REQUIREMENTS:
Return each line holding the string "styles".

SOURCE MATERIAL:
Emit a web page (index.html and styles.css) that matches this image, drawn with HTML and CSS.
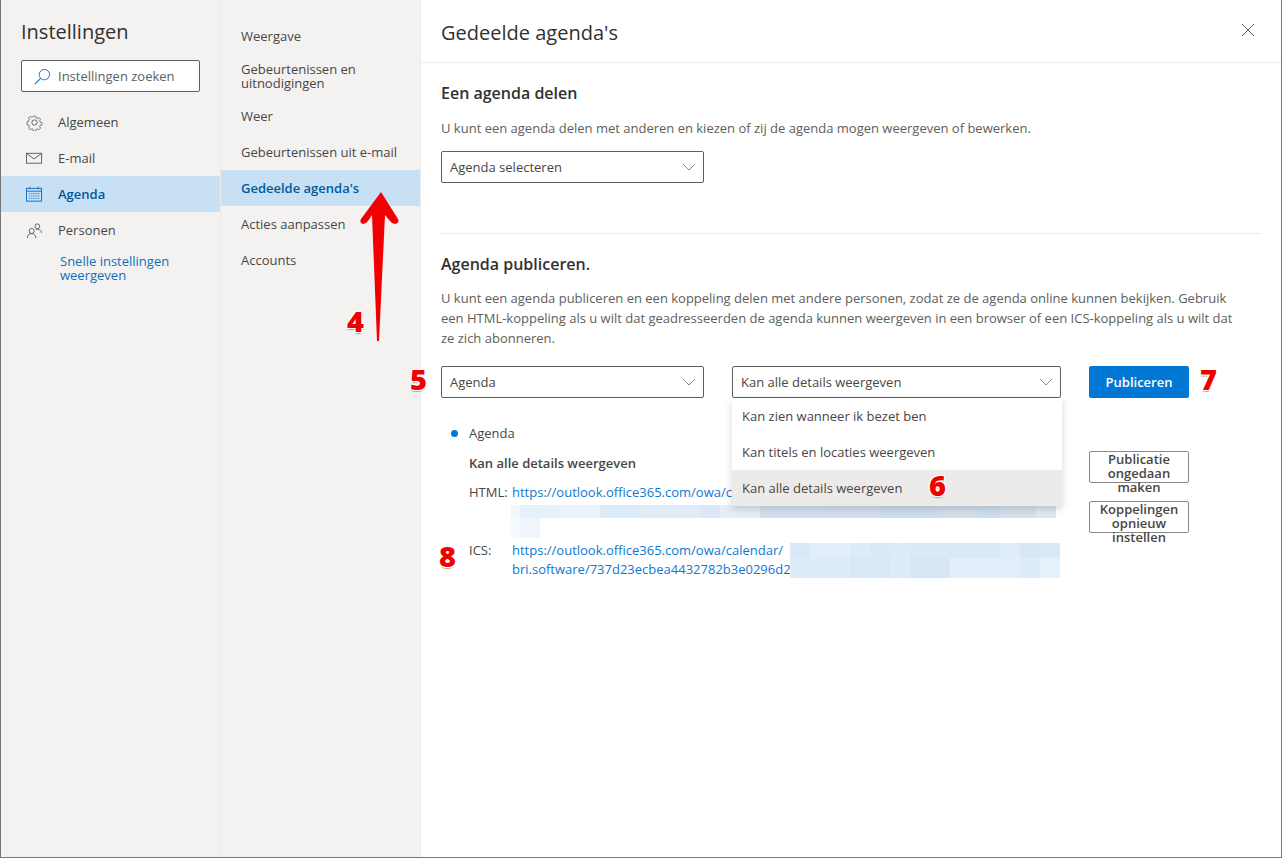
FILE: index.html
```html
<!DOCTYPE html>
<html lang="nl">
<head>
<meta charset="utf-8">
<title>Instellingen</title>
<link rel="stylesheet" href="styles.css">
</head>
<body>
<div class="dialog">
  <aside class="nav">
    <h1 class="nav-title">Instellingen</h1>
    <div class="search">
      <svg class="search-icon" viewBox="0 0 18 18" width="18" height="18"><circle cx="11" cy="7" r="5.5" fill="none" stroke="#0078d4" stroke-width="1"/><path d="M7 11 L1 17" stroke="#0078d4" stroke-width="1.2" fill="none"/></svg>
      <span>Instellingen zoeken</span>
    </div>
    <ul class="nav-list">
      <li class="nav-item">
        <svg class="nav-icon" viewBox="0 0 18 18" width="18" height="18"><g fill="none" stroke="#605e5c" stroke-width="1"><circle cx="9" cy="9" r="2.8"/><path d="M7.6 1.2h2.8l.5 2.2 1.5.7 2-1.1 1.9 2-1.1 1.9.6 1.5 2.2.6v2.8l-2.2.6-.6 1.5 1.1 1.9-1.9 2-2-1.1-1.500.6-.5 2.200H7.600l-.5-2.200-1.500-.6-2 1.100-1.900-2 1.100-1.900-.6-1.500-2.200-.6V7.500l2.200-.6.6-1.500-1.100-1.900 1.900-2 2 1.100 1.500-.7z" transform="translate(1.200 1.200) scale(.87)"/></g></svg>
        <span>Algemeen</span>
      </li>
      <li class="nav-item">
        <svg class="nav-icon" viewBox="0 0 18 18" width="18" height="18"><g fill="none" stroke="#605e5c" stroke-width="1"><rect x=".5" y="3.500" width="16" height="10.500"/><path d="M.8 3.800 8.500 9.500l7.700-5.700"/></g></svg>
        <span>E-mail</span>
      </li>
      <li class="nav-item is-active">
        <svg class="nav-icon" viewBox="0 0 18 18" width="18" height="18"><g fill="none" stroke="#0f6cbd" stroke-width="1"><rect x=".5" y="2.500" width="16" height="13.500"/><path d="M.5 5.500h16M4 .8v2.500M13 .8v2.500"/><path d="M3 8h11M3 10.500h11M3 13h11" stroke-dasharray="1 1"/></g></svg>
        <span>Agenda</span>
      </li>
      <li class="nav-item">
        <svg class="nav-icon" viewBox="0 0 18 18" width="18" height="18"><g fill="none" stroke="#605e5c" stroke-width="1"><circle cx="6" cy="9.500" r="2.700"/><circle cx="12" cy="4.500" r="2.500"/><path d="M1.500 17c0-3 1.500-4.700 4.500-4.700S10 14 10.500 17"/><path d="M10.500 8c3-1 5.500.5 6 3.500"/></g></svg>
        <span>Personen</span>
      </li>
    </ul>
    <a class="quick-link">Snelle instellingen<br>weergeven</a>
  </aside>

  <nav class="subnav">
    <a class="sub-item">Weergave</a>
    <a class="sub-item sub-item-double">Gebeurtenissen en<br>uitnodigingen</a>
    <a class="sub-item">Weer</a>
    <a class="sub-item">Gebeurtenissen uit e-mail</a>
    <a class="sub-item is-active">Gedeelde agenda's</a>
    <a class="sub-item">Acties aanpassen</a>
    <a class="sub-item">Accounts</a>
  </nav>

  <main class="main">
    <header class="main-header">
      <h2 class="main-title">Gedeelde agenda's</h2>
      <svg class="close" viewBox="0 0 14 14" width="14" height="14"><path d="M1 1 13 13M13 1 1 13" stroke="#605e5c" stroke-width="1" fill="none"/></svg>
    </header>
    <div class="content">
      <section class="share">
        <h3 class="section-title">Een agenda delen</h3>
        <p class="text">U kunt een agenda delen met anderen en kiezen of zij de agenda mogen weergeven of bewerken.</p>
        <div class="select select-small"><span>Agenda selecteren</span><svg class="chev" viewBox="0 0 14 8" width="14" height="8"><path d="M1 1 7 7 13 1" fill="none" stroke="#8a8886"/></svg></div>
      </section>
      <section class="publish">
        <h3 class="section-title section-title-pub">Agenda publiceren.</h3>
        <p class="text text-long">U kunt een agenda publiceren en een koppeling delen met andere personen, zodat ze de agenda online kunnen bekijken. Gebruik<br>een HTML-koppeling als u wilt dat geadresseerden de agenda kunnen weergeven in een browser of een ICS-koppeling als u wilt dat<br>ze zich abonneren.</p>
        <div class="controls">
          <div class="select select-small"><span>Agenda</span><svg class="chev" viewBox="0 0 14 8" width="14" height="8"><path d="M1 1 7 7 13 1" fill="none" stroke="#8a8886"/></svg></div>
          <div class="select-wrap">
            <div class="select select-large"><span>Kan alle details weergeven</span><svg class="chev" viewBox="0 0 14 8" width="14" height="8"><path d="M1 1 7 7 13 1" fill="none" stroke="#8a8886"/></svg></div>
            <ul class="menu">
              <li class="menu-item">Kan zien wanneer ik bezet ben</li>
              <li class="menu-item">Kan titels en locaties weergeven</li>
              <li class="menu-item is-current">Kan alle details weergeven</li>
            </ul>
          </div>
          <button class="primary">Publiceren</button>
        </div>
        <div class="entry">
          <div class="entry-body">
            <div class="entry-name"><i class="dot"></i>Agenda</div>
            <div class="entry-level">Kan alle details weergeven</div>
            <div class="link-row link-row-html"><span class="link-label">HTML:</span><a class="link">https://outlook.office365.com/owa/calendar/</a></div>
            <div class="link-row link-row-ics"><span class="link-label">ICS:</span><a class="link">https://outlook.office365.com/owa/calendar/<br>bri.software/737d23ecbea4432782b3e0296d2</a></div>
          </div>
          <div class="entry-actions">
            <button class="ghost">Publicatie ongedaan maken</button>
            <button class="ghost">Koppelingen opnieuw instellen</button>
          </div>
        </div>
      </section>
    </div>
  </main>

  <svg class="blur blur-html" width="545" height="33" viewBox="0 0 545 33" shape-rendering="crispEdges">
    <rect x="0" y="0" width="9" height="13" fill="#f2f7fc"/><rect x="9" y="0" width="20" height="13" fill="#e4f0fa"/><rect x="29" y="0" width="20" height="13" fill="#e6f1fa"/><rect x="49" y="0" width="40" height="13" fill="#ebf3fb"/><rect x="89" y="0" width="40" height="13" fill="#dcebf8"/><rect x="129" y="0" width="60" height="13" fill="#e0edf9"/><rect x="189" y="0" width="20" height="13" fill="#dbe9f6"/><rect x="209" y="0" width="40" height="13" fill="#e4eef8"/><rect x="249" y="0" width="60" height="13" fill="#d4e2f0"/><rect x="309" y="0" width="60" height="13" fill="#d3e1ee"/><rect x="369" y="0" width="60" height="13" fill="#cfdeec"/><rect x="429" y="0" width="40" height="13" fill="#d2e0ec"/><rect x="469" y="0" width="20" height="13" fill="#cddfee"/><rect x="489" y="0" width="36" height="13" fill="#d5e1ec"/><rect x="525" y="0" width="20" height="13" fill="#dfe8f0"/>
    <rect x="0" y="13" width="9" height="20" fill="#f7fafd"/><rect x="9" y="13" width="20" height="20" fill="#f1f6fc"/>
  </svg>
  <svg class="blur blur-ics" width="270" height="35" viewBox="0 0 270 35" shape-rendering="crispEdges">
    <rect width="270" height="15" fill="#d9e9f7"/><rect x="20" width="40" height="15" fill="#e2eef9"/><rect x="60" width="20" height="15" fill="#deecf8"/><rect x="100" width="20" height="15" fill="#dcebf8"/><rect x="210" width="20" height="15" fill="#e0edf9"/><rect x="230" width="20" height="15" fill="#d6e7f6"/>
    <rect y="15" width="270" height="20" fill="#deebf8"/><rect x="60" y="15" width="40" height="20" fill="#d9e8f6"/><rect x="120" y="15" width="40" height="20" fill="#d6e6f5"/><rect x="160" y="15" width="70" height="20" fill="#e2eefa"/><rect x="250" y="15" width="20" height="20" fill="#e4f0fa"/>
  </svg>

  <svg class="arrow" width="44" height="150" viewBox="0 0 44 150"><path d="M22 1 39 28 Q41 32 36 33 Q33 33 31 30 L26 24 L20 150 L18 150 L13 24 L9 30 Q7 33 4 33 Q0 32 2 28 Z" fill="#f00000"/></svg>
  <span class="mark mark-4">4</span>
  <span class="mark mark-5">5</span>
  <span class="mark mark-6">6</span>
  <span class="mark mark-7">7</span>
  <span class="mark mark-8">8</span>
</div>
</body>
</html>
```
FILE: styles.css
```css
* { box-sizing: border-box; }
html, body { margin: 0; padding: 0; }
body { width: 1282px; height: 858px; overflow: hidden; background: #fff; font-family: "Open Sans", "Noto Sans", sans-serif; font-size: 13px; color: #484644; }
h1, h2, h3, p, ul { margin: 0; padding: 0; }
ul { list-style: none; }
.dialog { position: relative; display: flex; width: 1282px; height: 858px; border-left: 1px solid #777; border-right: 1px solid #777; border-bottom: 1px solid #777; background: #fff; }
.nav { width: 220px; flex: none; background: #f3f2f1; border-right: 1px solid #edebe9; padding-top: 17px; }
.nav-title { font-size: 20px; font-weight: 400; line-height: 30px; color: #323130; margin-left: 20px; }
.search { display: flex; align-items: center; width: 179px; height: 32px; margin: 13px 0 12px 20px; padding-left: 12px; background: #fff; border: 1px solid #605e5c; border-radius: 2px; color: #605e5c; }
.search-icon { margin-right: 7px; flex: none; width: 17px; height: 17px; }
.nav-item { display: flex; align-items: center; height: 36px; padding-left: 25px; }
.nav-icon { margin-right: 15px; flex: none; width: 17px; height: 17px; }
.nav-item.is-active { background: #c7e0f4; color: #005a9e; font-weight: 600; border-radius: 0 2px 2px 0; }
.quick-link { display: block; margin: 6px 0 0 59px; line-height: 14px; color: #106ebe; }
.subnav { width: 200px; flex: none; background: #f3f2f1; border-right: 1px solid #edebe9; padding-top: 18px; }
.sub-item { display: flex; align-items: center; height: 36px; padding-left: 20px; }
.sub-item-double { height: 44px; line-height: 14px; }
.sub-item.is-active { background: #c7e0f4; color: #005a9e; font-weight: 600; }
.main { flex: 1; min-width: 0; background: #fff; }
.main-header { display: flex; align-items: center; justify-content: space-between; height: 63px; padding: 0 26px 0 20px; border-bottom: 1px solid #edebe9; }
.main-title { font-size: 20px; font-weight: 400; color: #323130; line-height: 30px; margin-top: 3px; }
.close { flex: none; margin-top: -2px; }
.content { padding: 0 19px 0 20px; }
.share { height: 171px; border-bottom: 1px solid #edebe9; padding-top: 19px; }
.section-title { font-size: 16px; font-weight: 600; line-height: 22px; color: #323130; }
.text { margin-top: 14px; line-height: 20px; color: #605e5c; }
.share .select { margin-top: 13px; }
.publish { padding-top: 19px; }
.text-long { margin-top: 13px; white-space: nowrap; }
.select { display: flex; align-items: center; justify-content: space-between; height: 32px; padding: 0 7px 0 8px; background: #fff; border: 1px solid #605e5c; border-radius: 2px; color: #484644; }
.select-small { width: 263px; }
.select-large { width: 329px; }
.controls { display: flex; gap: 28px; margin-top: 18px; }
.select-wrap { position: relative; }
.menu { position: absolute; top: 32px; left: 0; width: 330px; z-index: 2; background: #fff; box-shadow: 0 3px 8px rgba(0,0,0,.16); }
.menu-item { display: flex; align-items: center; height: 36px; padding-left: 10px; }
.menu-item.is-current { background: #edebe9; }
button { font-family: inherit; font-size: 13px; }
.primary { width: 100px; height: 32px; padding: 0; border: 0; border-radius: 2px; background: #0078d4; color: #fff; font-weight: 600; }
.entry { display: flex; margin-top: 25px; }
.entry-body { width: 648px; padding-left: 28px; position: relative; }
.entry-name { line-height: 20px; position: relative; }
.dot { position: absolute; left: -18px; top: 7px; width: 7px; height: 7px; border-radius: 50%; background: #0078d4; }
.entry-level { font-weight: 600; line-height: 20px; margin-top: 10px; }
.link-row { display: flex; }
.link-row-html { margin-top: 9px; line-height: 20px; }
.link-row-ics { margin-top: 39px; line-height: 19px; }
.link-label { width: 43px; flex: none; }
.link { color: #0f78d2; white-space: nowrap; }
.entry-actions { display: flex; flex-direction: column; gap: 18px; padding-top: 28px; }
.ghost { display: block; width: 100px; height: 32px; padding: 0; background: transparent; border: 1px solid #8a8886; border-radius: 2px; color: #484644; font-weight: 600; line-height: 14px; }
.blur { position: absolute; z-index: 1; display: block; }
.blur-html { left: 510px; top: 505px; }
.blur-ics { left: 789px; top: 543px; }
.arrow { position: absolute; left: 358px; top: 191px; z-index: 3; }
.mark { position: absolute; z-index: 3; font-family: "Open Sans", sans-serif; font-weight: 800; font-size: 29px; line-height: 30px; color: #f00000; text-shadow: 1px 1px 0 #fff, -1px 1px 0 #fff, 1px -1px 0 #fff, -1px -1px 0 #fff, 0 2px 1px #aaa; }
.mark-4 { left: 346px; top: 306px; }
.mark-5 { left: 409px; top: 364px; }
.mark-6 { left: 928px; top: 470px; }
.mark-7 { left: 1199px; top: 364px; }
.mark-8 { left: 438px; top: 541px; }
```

EXERCISE RESPONSE:
Emit a web page (index.html and styles.css) that matches this image, drawn with HTML and CSS.
<link rel="stylesheet" href="styles.css">
FILE: styles.css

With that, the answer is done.